В первый месяц в карантине новых узников учили, как вести себя в лагере, заставляли кланяться немцам, снимая шапку. "Весь этот режим был ориентирован на то, чтобы заключенные забыли, что они люди, забыли, что можно выйти из лагеря, забыли о своей личности и помнили только о том, что немец или капо — их господин", — рассказал ветеран.
Позднее Левандовский попал в один из подлагерей Штуттгофа в Эльблонге. Там узникам приходилось каждый день маршировать на работу через весь город по 5–6 км, а потом долгие часы простаивать на перекличке. "Это была тяжелая работа. Оттуда выходишь как пьяный, не знаешь, то ли ты шатаешься, то ли мир вокруг. Случалось, что люди просто падали у станков или по дороге. Их добивали, но тело нужно было доставить как лагерный номер", — отметил он.

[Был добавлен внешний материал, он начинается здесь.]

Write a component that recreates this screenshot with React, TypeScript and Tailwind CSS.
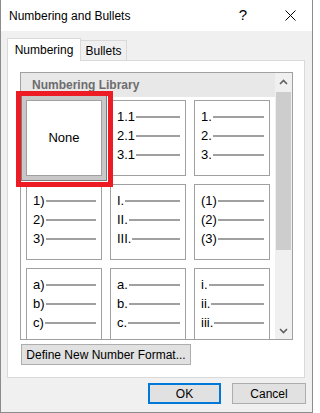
import React from "react";

type Cell = { items: string[] };

const cells: Cell[] = [
  { items: [] },
  { items: ["1.1", "2.1", "3.1"] },
  { items: ["1.", "2.", "3."] },
  { items: ["1)", "2)", "3)"] },
  { items: ["I.", "II.", "III."] },
  { items: ["(1)", "(2)", "(3)"] },
  { items: ["a)", "b)", "c)"] },
  { items: ["a.", "b.", "c."] },
  { items: ["i.", "ii.", "iii."] },
];

function Chevron({ down }: { down?: boolean }) {
  return (
    <svg width="9" height="6" viewBox="0 0 9 6">
      <path
        d={down ? "M1 1 L4.5 4.5 L8 1" : "M1 5 L4.5 1.5 L8 5"}
        fill="none"
        stroke="#606060"
        strokeWidth="1.6"
      />
    </svg>
  );
}

function NumberCell({ cell, index }: { cell: Cell; index: number }) {
  const lastRow = index >= 6;
  if (index === 0) {
    return (
      <div className="relative border border-[#a0a0a0] bg-white shadow-[0_0_0_4px_#c8c8c8,0_0_0_5px_#7c7c7c] flex items-center justify-center">
        <span className="text-[13px]">None</span>
        {/* red annotation box */}
        <div className="absolute -left-[11px] -top-[10px] w-[97px] h-[96px] border-[5px] border-[#ed1c24] z-10 pointer-events-none" />
      </div>
    );
  }
  return (
    <div
      className={`border border-[#a0a0a0] bg-white pt-[6px] pl-[6px] pr-[5px] text-[13px] ${
        lastRow ? "border-b-0" : ""
      }`}
    >
      {cell.items.map((t) => (
        <div key={t} className="h-[19px] flex items-center">
          <span className="leading-none">{t}</span>
          <div className="flex-1 h-[2px] bg-[#a0a0a0] ml-[1px]" />
        </div>
      ))}
    </div>
  );
}

export default function App() {
  return (
    <div className="w-[313px] h-[413px] bg-[#f0f0f0] border-x border-b border-[#8c8c8c] flex flex-col font-['Liberation_Sans',Arial,sans-serif] text-[12px] text-black overflow-hidden">
      {/* Title bar */}
      <div className="h-[31px] shrink-0 bg-white flex items-center pl-[8px]">
        <span>Numbering and Bullets</span>
        <span className="ml-auto text-[15px] mr-[38px]">?</span>
        <svg width="11" height="11" viewBox="0 0 11 11" className="mr-[16px]">
          <path d="M0.5 0.5 L10.5 10.5 M10.5 0.5 L0.5 10.5" stroke="#000" strokeWidth="1" />
        </svg>
      </div>

      <div className="px-[6px] pt-[7px]">
        {/* Tabs */}
        <div className="flex items-end">
          <div className="relative z-10 -mb-px w-[74px] h-[23px] bg-white border border-b-0 border-[#d9d9d9] flex items-center justify-center">
            Numbering
          </div>
          <div className="w-[46px] h-[20px] bg-[#f0f0f0] border border-l-0 border-b-0 border-[#d9d9d9] flex items-center justify-center">
            Bullets
          </div>
        </div>

        {/* Panel */}
        <div className="w-[298px] h-[318px] bg-white border border-[#d9d9d9] pt-[11px] pl-[12px]">
          <div className="w-[273px] h-[268px] border border-[#a0a0a0] flex">
            <div className="flex-1 flex flex-col">
              <div className="h-[24px] bg-[#e8e8e8] pl-[11px] flex items-center font-bold text-[#6d6d6d]">
                Numbering Library
              </div>
              <div className="mt-[3px] ml-[5px] grid grid-cols-[repeat(3,76px)] grid-rows-[76px_76px_71px] gap-[8px]">
                {cells.map((c, i) => (
                  <NumberCell key={i} cell={c} index={i} />
                ))}
              </div>
            </div>
            {/* Scrollbar */}
            <div className="w-[17px] bg-[#f0f0f0] flex flex-col">
              <div className="h-[17px] flex items-center justify-center">
                <Chevron />
              </div>
              <div className="mx-px mt-[2px] h-[158px] bg-[#cdcdcd]" />
              <div className="flex-1" />
              <div className="h-[17px] flex items-center justify-center">
                <Chevron down />
              </div>
            </div>
          </div>

          <button className="mt-[4px] ml-px w-[170px] h-[21px] bg-[#e1e1e1] border border-[#adadad] flex items-center justify-center whitespace-nowrap">
            Define New Number Format...
          </button>
        </div>
      </div>

      {/* Dialog buttons */}
      <div className="flex justify-end gap-[11px] pr-[6px] mt-[5px]">
        <button className="w-[73px] h-[21px] bg-[#e1e1e1] border-2 border-[#0078d7] flex items-center justify-center">
          OK
        </button>
        <button className="w-[74px] h-[21px] bg-[#e1e1e1] border border-[#adadad] flex items-center justify-center">
          Cancel
        </button>
      </div>
    </div>
  );
}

Однажды из колонны убежали несколько узников. Всем остальным пришлось сутки стоять на 15-градусном морозе, дожидаясь, пока тела всех сбежавших доставят обратно в лагерь. В тот день погибла половина узников.
Освобождение
В январе 1945 года, когда Красная армия уже освобождала Польшу, немцы начали эвакуировать лагерь. "В нашей колонне было 1200 человек. Мы шли в простых робах по снегу много дней, останавливаясь на ночлег где попало. Бушевал тиф и другие болезни. Если кто-то отставал от колонны, его сразу же убивали — расстреливали, забивали палкой или натравливали собак. Весь наш путь был усеян умершими", — рассказал Левандовский.
Только в середине марта колонна уцелевших, которые два с половиной месяца бродили по северной части Польши, услышала гул приближающихся советских танков. "Немцы бросились врассыпную. Танкисты остановились и начали их ловить, расправляясь на месте. И это было правильно, потому что узники не могли. Оставшиеся в живых были живыми трупами. Я шел только потому, что знал, что если остановлюсь, то это будет конец", — рассказал ветеран. К тому моменту из 1200 человек в живых осталось только 200.
Красноармейцы вскоре прислали за истощенным мальчиком санитарку, которая отвезла его во фронтовой госпиталь под Лемборгом, где он неделю был без сознания. "Мне было 16 лет, и я весил 35 кг. В той больнице для меня сделали очень много, заботились, как о младенце. Как врачи, так и пациенты, многие из которых лишились ноги или руки, делали все, чтобы любыми способами заставить меня не вспоминать о пережитом в концлагере. Два месяца меня лечили, а когда я окреп и встал на ноги, отправили домой, одев в чистое и снарядив провизией", — с благодарностью вспоминает Левандовский.
Память
"Для меня 17 января всегда было праздничной и торжественной датой. Потому что это дата освобождения столицы, за которую мы сражались", — сказал Левандовский. Он и его ветеранское окружение уверены, что советские войска действительно освободили Варшаву. "Отношения наших стран сейчас не самые лучшие. И мне жаль. Но мы делаем все, что можем. Возлагаем цветы, отдаем дань памяти тем, кто со всей уверенностью ее заслужил", — добавил ветеран, назвав преступлением продолжающийся в Польше в последние годы снос памятников солдатам Красной армии.
По словам Левандовского, история переписывается в Польше в последние 30 лет. "Этой отвратительной и лживой пропагандой пропитаны уже два поколения, которые получают эти односторонние знания в школах, по радио и телевидению", — отметил он.
"Нельзя опровергнуть, что нашу страну освободила советская армия, потому что это факт, это правда. Благодаря Красной армии мы получили свободу и будущее, — уверен Левандовский. — Ранее все в Польше понимали, а сейчас помнит только старшее поколение, что было бы с нашей страной, если бы не было освобождения".
Ветеран надеется, что со временем ситуация нормализуется и в Польше смогут просто принять свою историю такой, какая она была.